__WORK TO DO__:
Return every line below in which "this" appears.

__SOURCE MATERIAL__:
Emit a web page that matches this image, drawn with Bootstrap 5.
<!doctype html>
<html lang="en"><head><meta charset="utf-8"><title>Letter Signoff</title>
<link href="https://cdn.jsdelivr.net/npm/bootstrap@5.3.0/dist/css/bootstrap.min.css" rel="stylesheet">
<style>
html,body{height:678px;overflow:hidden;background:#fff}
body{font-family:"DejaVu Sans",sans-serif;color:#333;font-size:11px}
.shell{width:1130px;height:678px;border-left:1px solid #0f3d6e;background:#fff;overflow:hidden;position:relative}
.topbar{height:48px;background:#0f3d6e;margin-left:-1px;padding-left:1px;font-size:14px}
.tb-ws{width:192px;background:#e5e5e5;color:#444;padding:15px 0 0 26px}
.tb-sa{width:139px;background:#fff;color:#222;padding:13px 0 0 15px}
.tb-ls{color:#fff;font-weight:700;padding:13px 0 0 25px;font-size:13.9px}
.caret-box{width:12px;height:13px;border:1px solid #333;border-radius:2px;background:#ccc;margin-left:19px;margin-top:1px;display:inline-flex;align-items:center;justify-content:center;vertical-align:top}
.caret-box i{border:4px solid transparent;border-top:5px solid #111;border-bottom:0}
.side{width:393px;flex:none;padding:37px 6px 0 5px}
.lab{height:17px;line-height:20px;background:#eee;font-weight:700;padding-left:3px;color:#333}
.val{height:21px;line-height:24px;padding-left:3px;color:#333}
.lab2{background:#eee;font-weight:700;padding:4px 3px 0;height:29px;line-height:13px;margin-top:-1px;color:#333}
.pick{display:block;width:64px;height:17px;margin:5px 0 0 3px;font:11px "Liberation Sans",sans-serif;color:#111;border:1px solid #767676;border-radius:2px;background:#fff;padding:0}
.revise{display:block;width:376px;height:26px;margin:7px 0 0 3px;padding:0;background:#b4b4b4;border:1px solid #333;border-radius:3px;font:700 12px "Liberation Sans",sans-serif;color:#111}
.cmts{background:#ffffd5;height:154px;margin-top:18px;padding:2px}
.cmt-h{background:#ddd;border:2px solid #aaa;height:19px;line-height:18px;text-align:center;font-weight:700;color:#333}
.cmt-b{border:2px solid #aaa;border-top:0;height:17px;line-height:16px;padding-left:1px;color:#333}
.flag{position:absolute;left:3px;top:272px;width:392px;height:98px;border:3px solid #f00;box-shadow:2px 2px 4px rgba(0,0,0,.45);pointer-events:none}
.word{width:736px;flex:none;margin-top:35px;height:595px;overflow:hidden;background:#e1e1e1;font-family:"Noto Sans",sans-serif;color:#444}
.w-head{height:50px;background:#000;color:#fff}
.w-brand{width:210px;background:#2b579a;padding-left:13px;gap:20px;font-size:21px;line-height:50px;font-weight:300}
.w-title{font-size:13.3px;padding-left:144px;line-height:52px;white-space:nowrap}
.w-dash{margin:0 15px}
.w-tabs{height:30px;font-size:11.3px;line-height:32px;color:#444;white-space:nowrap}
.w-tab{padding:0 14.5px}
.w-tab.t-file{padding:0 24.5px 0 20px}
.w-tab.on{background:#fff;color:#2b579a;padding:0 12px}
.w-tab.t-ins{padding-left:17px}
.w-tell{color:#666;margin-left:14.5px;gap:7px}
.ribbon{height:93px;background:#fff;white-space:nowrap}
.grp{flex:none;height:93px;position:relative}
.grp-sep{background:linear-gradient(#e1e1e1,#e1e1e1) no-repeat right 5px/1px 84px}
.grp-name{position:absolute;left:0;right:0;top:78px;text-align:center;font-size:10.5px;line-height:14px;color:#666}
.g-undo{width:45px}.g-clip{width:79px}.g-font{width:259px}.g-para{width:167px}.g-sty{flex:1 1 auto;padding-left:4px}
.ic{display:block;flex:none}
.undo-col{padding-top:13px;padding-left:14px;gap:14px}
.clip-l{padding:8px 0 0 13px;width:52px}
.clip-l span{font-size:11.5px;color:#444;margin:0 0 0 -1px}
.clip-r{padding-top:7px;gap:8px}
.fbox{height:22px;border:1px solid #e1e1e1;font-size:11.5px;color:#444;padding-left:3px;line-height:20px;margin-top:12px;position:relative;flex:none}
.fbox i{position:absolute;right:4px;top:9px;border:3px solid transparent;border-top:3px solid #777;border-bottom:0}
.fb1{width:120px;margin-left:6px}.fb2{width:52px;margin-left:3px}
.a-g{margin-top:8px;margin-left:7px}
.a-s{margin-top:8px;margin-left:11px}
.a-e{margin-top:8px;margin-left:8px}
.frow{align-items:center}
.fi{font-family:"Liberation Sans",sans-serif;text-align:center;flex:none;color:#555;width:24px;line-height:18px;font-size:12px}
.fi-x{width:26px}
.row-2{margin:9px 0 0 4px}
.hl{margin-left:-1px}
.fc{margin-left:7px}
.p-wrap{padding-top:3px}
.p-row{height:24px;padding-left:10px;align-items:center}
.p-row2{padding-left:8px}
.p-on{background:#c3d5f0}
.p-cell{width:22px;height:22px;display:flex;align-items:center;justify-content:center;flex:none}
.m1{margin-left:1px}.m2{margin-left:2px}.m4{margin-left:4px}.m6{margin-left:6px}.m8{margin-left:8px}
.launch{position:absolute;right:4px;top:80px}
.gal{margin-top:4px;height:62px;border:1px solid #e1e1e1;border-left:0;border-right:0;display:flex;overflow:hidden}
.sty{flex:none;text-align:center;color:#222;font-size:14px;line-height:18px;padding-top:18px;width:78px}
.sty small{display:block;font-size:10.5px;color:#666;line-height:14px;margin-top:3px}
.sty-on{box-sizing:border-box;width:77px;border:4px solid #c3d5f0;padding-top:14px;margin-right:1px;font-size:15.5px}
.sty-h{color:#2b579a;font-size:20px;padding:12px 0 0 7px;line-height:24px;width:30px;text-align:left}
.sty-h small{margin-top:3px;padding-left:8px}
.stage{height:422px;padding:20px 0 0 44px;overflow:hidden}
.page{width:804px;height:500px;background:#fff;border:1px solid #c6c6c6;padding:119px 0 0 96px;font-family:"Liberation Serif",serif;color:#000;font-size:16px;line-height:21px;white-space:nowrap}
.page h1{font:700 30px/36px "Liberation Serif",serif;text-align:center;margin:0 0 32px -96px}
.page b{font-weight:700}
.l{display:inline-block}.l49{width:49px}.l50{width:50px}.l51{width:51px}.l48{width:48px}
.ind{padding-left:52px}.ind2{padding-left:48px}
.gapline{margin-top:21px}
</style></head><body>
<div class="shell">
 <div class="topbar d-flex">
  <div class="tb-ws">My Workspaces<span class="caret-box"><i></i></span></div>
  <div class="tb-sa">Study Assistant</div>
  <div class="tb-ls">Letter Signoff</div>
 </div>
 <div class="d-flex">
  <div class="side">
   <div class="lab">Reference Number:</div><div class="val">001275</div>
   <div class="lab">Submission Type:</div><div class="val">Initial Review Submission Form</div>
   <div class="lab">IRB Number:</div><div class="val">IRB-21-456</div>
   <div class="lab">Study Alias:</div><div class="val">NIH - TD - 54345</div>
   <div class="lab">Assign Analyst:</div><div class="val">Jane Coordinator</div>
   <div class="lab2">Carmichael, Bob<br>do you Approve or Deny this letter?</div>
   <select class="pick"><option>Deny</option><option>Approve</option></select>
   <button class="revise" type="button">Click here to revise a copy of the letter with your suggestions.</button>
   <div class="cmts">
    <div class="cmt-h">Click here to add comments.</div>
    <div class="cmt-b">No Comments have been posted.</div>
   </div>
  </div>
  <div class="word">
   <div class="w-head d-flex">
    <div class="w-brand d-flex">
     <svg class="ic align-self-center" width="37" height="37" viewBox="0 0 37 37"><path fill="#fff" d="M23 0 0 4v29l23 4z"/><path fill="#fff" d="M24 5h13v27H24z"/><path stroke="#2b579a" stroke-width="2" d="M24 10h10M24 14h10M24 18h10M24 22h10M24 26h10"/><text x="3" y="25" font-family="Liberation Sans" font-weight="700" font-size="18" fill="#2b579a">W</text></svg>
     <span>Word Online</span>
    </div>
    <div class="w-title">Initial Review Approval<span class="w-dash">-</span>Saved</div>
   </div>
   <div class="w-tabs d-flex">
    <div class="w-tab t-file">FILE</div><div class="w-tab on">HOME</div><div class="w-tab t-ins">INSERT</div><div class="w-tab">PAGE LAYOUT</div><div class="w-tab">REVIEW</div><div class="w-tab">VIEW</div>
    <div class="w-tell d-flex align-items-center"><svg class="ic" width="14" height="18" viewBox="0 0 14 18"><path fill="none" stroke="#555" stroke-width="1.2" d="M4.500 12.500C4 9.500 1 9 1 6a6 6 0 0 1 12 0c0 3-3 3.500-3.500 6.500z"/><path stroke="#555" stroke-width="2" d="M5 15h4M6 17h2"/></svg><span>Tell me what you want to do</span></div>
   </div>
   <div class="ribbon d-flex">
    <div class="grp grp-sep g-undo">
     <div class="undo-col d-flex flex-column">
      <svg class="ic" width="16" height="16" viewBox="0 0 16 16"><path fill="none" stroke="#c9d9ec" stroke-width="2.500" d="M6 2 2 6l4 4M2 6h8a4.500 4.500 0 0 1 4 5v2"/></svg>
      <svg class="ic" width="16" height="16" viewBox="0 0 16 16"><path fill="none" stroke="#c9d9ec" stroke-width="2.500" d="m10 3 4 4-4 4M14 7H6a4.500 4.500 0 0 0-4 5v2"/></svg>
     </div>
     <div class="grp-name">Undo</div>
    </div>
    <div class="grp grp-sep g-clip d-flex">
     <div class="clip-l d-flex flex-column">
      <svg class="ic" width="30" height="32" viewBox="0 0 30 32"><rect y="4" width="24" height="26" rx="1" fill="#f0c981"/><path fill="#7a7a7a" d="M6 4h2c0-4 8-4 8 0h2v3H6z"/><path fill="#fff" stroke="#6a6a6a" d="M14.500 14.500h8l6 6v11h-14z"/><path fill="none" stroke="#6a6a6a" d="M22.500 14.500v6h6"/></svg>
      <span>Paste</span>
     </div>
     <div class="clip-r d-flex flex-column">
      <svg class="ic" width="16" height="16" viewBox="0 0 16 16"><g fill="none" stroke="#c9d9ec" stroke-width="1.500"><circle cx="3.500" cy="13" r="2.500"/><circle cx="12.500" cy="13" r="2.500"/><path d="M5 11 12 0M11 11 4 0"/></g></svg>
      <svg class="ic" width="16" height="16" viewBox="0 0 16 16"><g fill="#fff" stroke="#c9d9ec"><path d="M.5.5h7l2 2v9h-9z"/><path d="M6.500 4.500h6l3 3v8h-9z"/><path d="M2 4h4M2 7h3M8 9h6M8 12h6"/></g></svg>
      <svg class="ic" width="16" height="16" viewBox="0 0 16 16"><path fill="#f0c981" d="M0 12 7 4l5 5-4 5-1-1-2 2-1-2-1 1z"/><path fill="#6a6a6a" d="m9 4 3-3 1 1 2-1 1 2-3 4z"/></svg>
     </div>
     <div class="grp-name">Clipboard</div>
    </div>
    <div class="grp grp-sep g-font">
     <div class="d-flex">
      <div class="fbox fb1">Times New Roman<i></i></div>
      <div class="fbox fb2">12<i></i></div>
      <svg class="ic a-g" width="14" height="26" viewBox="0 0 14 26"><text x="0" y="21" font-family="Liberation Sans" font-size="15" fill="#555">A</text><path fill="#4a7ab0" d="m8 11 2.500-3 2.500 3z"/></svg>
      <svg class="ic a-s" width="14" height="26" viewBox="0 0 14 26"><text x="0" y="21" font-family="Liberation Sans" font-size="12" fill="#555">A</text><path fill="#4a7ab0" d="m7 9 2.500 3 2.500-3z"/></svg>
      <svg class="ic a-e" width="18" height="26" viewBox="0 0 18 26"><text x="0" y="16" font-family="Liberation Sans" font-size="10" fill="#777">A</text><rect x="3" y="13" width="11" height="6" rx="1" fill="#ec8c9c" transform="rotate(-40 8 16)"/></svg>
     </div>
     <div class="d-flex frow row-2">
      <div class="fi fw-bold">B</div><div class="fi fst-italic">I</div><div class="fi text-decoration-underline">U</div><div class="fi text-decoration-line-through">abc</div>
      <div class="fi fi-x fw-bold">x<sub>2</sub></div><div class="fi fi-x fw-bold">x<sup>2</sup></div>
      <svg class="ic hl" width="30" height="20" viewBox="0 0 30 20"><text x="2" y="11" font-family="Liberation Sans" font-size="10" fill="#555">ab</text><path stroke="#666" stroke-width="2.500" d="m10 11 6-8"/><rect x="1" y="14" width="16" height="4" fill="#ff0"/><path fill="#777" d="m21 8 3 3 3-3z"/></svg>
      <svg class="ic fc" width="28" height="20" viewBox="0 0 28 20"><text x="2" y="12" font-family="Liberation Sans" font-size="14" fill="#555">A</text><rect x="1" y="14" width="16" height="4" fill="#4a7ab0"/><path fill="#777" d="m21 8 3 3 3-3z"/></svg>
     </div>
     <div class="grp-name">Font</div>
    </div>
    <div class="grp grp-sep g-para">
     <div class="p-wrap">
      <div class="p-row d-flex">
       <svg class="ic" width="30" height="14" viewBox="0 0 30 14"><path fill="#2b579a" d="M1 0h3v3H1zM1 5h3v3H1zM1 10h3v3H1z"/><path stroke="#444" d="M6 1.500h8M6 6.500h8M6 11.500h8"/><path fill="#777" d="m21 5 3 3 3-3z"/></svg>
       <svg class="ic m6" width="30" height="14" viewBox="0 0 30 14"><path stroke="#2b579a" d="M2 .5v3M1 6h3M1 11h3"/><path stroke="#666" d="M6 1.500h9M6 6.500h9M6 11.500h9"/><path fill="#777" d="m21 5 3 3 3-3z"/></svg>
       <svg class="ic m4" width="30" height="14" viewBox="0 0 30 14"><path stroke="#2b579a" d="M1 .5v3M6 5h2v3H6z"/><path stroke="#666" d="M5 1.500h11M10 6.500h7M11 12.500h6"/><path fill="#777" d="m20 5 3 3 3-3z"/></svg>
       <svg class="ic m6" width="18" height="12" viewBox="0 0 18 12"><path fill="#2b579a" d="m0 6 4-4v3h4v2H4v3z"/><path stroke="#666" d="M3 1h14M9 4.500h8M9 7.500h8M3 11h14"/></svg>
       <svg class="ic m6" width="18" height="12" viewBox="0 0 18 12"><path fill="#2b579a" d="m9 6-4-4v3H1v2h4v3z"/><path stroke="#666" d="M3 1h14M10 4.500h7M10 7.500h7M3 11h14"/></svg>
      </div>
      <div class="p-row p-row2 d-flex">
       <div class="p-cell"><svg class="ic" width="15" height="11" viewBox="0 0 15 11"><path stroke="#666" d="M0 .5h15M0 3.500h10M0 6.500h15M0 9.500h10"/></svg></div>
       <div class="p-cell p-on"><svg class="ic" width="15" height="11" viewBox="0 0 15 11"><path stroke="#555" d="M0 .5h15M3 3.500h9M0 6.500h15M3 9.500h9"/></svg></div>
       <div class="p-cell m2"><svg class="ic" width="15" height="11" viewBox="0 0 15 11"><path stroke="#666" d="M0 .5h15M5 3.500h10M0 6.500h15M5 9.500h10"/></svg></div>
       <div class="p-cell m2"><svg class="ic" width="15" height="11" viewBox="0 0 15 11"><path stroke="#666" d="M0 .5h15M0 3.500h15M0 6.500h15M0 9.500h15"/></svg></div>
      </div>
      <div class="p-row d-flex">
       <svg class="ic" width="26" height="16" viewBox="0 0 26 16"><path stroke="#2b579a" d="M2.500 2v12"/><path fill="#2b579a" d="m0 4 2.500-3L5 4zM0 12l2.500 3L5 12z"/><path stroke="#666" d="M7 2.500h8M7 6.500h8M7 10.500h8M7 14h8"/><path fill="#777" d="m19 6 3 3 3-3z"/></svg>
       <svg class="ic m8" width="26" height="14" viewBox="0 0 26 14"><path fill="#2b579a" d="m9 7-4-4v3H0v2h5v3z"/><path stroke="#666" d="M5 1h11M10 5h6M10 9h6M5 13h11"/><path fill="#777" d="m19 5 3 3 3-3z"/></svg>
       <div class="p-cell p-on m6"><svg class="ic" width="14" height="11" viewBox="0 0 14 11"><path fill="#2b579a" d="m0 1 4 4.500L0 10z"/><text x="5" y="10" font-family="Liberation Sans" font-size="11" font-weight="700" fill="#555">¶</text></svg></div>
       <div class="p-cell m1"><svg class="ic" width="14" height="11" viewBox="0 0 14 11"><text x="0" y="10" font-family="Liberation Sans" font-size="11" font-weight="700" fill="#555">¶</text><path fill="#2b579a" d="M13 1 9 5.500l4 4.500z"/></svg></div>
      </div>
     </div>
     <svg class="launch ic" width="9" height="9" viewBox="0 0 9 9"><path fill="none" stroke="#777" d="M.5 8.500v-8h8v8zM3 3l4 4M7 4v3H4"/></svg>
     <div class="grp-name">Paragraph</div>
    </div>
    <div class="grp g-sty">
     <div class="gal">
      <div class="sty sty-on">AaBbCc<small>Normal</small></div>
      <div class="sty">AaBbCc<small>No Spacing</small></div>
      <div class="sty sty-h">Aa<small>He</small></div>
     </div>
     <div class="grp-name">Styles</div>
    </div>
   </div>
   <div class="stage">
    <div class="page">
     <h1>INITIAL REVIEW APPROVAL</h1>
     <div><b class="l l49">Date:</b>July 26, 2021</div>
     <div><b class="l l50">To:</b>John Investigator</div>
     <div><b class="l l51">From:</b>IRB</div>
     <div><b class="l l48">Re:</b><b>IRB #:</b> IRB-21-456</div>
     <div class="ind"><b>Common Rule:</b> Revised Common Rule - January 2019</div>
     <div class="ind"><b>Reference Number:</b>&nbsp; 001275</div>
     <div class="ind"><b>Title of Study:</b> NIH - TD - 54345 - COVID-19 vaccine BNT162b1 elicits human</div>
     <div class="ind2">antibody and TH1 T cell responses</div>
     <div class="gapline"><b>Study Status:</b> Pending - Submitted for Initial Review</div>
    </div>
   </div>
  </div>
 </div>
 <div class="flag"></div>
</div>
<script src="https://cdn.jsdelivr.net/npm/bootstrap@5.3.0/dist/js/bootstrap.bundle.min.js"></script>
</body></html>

__FULL OUTPUT__:
Emit a web page that matches this image, drawn with Bootstrap 5.
   <div class="lab2">Carmichael, Bob<br>do you Approve or Deny this letter?</div>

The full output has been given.